What can it do on full heat setting?

cheers, Pete.

Reply to
Pete C

It takes 4100 Joules to raise 1 l of water 1C. To raise 1l 20C takes 4100*20, or 82KJ.

82KJ/9.5Kw = about 9 seconds a liter, or 7l/min.

This is raising 20C, if you're going from 10C to 50C, it'll be 3.5l/min. To hit 2.5l/min, you need to be raising the water temp 60C or so. Unlikely.

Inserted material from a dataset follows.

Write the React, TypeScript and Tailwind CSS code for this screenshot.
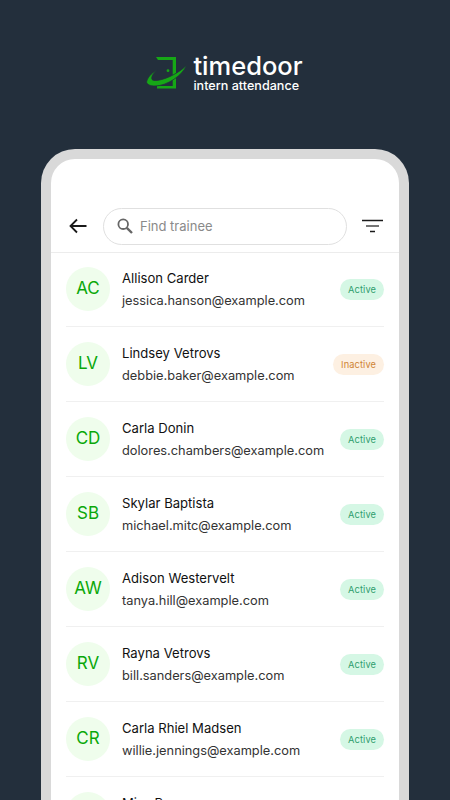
import React from 'react';

interface Trainee {
  initials: string;
  name: string;
  email: string;
  active: boolean;
}

const trainees: Trainee[] = [
  { initials: 'AC', name: 'Allison Carder', email: 'jessica.hanson@example.com', active: true },
  { initials: 'LV', name: 'Lindsey Vetrovs', email: 'debbie.baker@example.com', active: false },
  { initials: 'CD', name: 'Carla Donin', email: 'dolores.chambers@example.com', active: true },
  { initials: 'SB', name: 'Skylar Baptista', email: 'michael.mitc@example.com', active: true },
  { initials: 'AW', name: 'Adison Westervelt', email: 'tanya.hill@example.com', active: true },
  { initials: 'RV', name: 'Rayna Vetrovs', email: 'bill.sanders@example.com', active: true },
  { initials: 'CR', name: 'Carla Rhiel Madsen', email: 'willie.jennings@example.com', active: true },
  { initials: 'MB', name: 'Miss Brown', email: 'kenzi.lawson@example.com', active: true },
];

const Logo = () => (
  <svg width="46" height="36" viewBox="0 0 46 36" fill="none">
    <path d="M11 2H31V33.5H12V31H27.7V5H13Z" fill="#16a716" />
    <circle cx="23" cy="15.7" r="1.4" fill="#16a716" />
    <path
      d="M1.5 27C3 21 8 17 13 14.5C8 18 6 22 7 24.5C10 28 30 22 41.5 10.2C38 20 22 31 10 31C5 31 2 29.5 1.5 27Z"
      fill="#16a716"
      stroke="#232f3c"
      strokeWidth="0.8"
    />
  </svg>
);

const TraineeRow = ({ trainee }: { trainee: Trainee }) => (
  <div className="flex h-[75px] shrink-0 items-center border-b border-[#f0f0f0]">
    <div className="flex h-[44px] w-[44px] shrink-0 items-center justify-center rounded-full bg-[#effdec] text-[17px] text-[#0aa80a]">
      {trainee.initials}
    </div>
    <div className="ml-[12px] flex min-w-0 flex-1 flex-col gap-[5px]">
      <span className="text-[13.1px] leading-[18px] font-normal text-[#111111]">{trainee.name}</span>
      <span className="text-[12.8px] leading-[18px] whitespace-nowrap text-[#333333]">{trainee.email}</span>
    </div>
    {trainee.active ? (
      <span className="mt-[1px] rounded-full bg-[#d5f7e5] px-[8px] pt-[4px] pb-[3px] text-[9.25px] leading-[14px] font-normal tracking-[0.1px] text-[#2f9e6e]">
        Active
      </span>
    ) : (
      <span className="mt-[1px] rounded-full bg-[#fdf0e2] px-[8px] pt-[4px] pb-[3px] text-[9.25px] leading-[14px] font-normal tracking-[0.1px] text-[#cf8433]">
        Inactive
      </span>
    )}
  </div>
);

export default function App() {
  return (
    <div className="flex h-[800px] w-[450px] flex-col items-center overflow-hidden bg-[#232f3c] font-['Inter',sans-serif]">
      <div className="mt-[53px] mr-[2px] flex h-[40px] items-center gap-[2px]">
        <Logo />
        <div className="flex flex-col text-white">
          <span className="text-[25.5px] leading-[26px] font-[550]">timedoor</span>
          <span className="text-[12.6px] leading-[14px] font-[550]">intern attendance</span>
        </div>
      </div>

      <div className="mt-[56px] flex h-[800px] w-[368px] shrink-0 flex-col rounded-t-[34px] border-[10px] border-b-0 border-[#d9d9d9] bg-white">
        <div className="flex h-[94px] shrink-0 items-end border-b border-[#ececec] pr-[15px] pb-[8px] pl-[16px]">
          <div className="flex h-[36px] w-full items-center">
            <svg className="ml-[2px]" width="18" height="18" viewBox="0 0 18 18" fill="none" stroke="#1a1a1a" strokeWidth="1.8">
              <path d="M17.5 9H1.5M8 2.5L1.5 9L8 15.5" />
            </svg>
            <div className="ml-[16px] flex h-[37px] w-[244px] items-center rounded-full border border-[#e0e0e0] pl-[12px]">
              <svg width="18" height="18" viewBox="0 0 18 18" fill="none" stroke="#666666">
                <circle cx="7.2" cy="7.2" r="4.8" strokeWidth="1.8" />
                <path d="M10.8 10.8L16 16" strokeWidth="2.4" />
              </svg>
              <span className="mt-[2px] ml-[6px] text-[13px] text-[#8a8a8a]">Find trainee</span>
            </div>
            <svg className="ml-auto" width="22" height="14" viewBox="0 0 22 14" fill="none" stroke="#1a1a1a">
              <path d="M0 1.5H21" strokeWidth="1.5" />
              <path d="M4 7H17" strokeWidth="1.2" />
              <path d="M8 12.5H13" strokeWidth="1.5" />
            </svg>
          </div>
        </div>
        <div className="-mt-px flex flex-col px-[15px]">
          {trainees.map((trainee) => (
            <TraineeRow key={trainee.email} trainee={trainee} />
          ))}
        </div>
      </div>
    </div>
  );
}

Sounds like something is wrong.

Can you measure if it's using the right amount of electricity?

Reply to
Ian Stirling

Gentleman-

The input cold water supply is about 13C At full heat (around 43C on the same thermo) it produces about 2.25litre/min

The 2.25 figure seems to be about half what one might expect with a 9.5kw system :(

Any advice much appreciated!

Reply to
David Williams

My rough calculations agreed with yours- about 50% of what I should expect.

Would it suffice to turn it up full and measure the Voltage across it? (pardon my ignorance)

Reply to
David Williams

It can't be running at 9.5kW and have that throughput.

Try turning off as much other electrical stuff in the house as you can and time the meter for 2-3 minutes and note readings or time a certain amount of use.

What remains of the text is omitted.